We should be clear what the kind of mathematical precision we are talking about here as well. We don't mean "calculating the exact value of the speed of the car to 5 decimal places" (we'll see in this chapter that kind of precision is not actually what we are after). We mean something more like "numerically well-defined". For example, if we said "The position of the car is 5 m from the end of the race", we can't actually perform any calculations with that information, because which part of the car are we talking about? For sure, you could say "the front", or "the back", or "30 cm from the driver", but now we might need to know even more things about the car - how big is it, or how big the seats are (to determine the position of the driver relative to the finish line). The abstraction avoids all this by the replacement of real objects with simple representations of them. If the car is represented as a point, then "5 m from the end of the race" becomes very well-defined, because it can only refer to one location! Similarly for the representation of the car as a box with wheels - more information is required (dimensions of the box and the wheels?), but it's still far less then what might be required for the real, physical car.
Now that we've covered "abstraction", what does "study of the abstraction" mean? Well, it's often said that physics is "the study of the fundamental interactions" - that's what we mean, but we mean it specifically within the abstraction. We aren't actually studying how the fundamental interactions of the real world influence real physical objects - we are representing the world with an abstraction, and studying the abstraction. The force of gravity is actually enormously complicated in the real world (it's everywhere, it acts between each individual molecule and each other individual molecule....you'd be calculating for your entire life!), but in our abstraction, it's just a simple force acting between two points. By proposing simple, fundamental interactions between objects we are hoping to model the real world.

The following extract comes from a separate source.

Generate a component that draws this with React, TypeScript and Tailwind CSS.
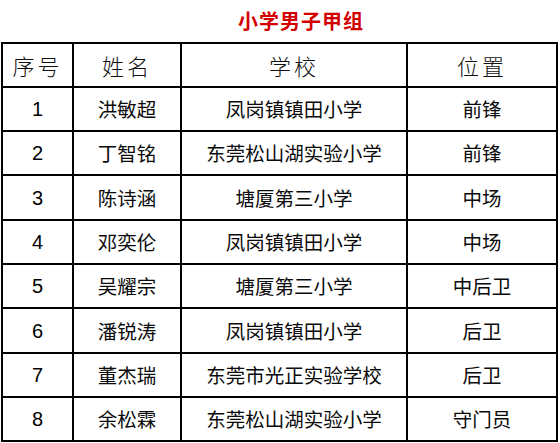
import React from "react";

const rows = [
  ["1", "洪敏超", "凤岗镇镇田小学", "前锋"],
  ["2", "丁智铭", "东莞松山湖实验小学", "前锋"],
  ["3", "陈诗涵", "塘厦第三小学", "中场"],
  ["4", "邓奕伦", "凤岗镇镇田小学", "中场"],
  ["5", "吴耀宗", "塘厦第三小学", "中后卫"],
  ["6", "潘锐涛", "凤岗镇镇田小学", "后卫"],
  ["7", "董杰瑞", "东莞市光正实验学校", "后卫"],
  ["8", "余松霖", "东莞松山湖实验小学", "守门员"],
];

const heights = ["h-[44px]", "h-[44px]", "h-[45px]", "h-[44px]", "h-[44px]", "h-[45px]", "h-[44px]", "h-[44px]"];

export default function App() {
  return (
    <div className="w-[560px] h-[443px] bg-white overflow-hidden font-['Noto_Sans_CJK_SC',sans-serif]">
      <div className="h-[42px] flex items-center justify-center pl-[42px] text-[20px] font-bold text-[#d40000] tracking-[1px]">
        小学男子甲组
      </div>
      <div className="ml-[1px] w-[557px] border-l-2 border-t-2 border-black grid grid-cols-[71px_108px_226px_150px]">
        {["序号", "姓名", "学校", "位置"].map((h) => (
          <div
            key={h}
            className="h-[44px] border-r-2 border-b-2 border-black flex items-center justify-center text-[22px] font-light text-[#111] tracking-[3px]"
          >
            {h}
          </div>
        ))}
        {rows.map((r, i) => (
          <React.Fragment key={i}>
            <div
              className={`${heights[i]} border-r-2 border-b-2 border-black flex items-center justify-center text-[20px] text-black font-['Liberation_Sans',Arial,sans-serif]`}
            >
              {r[0]}
            </div>
            {r.slice(1).map((c, j) => (
              <div
                key={j}
                className={`${heights[i]} border-r-2 border-b-2 border-black flex items-center justify-center text-[19.5px] text-[#0a0a0a]`}
              >
                {c}
              </div>
            ))}
          </React.Fragment>
        ))}
      </div>
    </div>
  );
}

Of course, we claim that physics actually is the study of the real world, but you aren't ever going to see that connection by using solely the abstraction - you have to go into the laboratory and perform experiments to verify that our abstraction is an "accurate and precise" representation of the real world. We aren't going to talk much about that in this text, since it is primarily designed to give you an introduction to the prediction and quantitative aspects of the field - hopefully, your theoretical experience with this text will be coupled with a laboratory experience as well, so that you can see how well physics actually does at describing phenomena and events in the real world.